Adding a room to your home is a daunting but rewarding task. The steps and costs involved in the addition may seem overwhelming, however, in the end the additional space will be worth it.
Some things to keep in mind when creating your room addition plan are:
Money: First you need to decide what type of addition is going to best suit your family’s needs. You start by figuring out how much money is in your budget. As a reference, adding a new bathroom or kitchen to your home can range in cost from $25,000 - $50,000 or $200 - $600 per square foot. When estimating the total cost of the project, adding 10% for contingencies provides a cushion allowing you to be confident if unexpected costs turn up.
The Architect: In planning and creating your addition it is important to find a great architect; one that listens to your needs, and is able to offer helpful ways to maximize your budget. One fail safe way of find the perfect architect is to obtaining references, and interviewing several architects. Having options and reviews of the candidate are great way to make sure that you are choosing the right architect for you and your project. Knowing how an architect organizes and manages a project can be a deciding factor of the architectural firm’s character.
Pro tip: Download our guide “How to Hire an Architect” at www.ds-arch.com/M616
The Value: Another thing to think about when planning your room addition is the potential value the addition adds to your home. The best way to make sure that your addition is adding value to your home is to consider amenities that are highly sought after in homes near you. One example of this may be if a majority of homes have large front porches in your neighborhood. A large front porch, being a popular attribute of a home, would add value to your home.
Zoning: Make sure to check the zoning regulations in your town. Most residents cannot build within 20 feet of the front of the property. Also, if expanding vertically you may need to check how tall you are allowed to build.
Blending: Finally, you want to consider how the addition will look with the rest of your home.

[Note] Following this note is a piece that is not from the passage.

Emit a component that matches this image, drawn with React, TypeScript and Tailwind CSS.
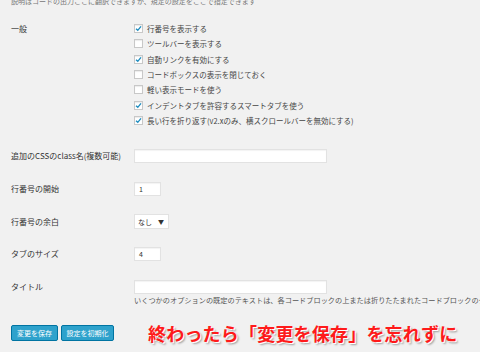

A seamless transition from room to room is more aesthetically pleasing, and is more appealing to potential buyers. In addition, the interior and exterior materials should match.
Budgeting is a huge factor in any home improvement, remodeling or construction project. Looking for ways to cut costs without sacrificing quality?
Here are 7 ways to limit room addition costs:
1. Build in the off-season: When you begin the construction on your home can affect the cost. Waiting until January can save you 4-5% on your investment. Because the winter months are slow for builders, they will have cheaper rates.
2. Receive early estimates: researching estimates and costs early on in the project allows you to know an approximate amount for the work you want completed. Additionally, interviewing several architects or builders allows you to compare prices and get the most out of your budget. Always be sure to factor in hidden costs in an addition such as: phone, cable, internet, furniture, window treatments and carpeting.
3. Keep it simple: keeping the design simple is another way to limit costs. Simple rectangular or square floor plans are less costly than more intricately shaped designs. Using easily obtainable materials is less expensive than custom materials.
4. Use recycled materials: less expensive and eco-friendly, recycled materials are a great resource when adding onto a home. Salvaged materials like brick, roof tiles, pressed straw paneling, cement composites and recycled steel are all materials available to use. Visit architectural salvage warehouse for doors, light fixtures, and windows.
5. Order online: shopping online is a great way to get cheaper accessories such as; kitchen faucets, bathroom furnishings, lighting, and window treatments.
6. Do it yourself: painting, landscaping and cleanup are areas of an addition project that do not require a person to be construction- savvy. If you are a little handy, researching prior to construction tasks such as; tiling and bathroom fitting will cut costs even more. Or, contracting these tasks out is a less expensive option than going through your builder.
7. Go green: in the short-run, including energy-efficient extras will increase your expenses. However in the long-run it will save you money. For example, solar panels on your roof decrease your energy bill; installing windows that allow for maximum insulation and light are a great way to save on heating and cooling. Additionally tax incentives are a plus when going green. When considering solar power, looking at the big picture of savings is more important then the initial costs.
Adding an addition to your home does not have to drain your wallet. There are multitudes of ways that you can cut corners without sacrificing quality. Considering the timing of the construction project, researching estimates, using recycled materials and going green are all ways that you can save thousands on your project.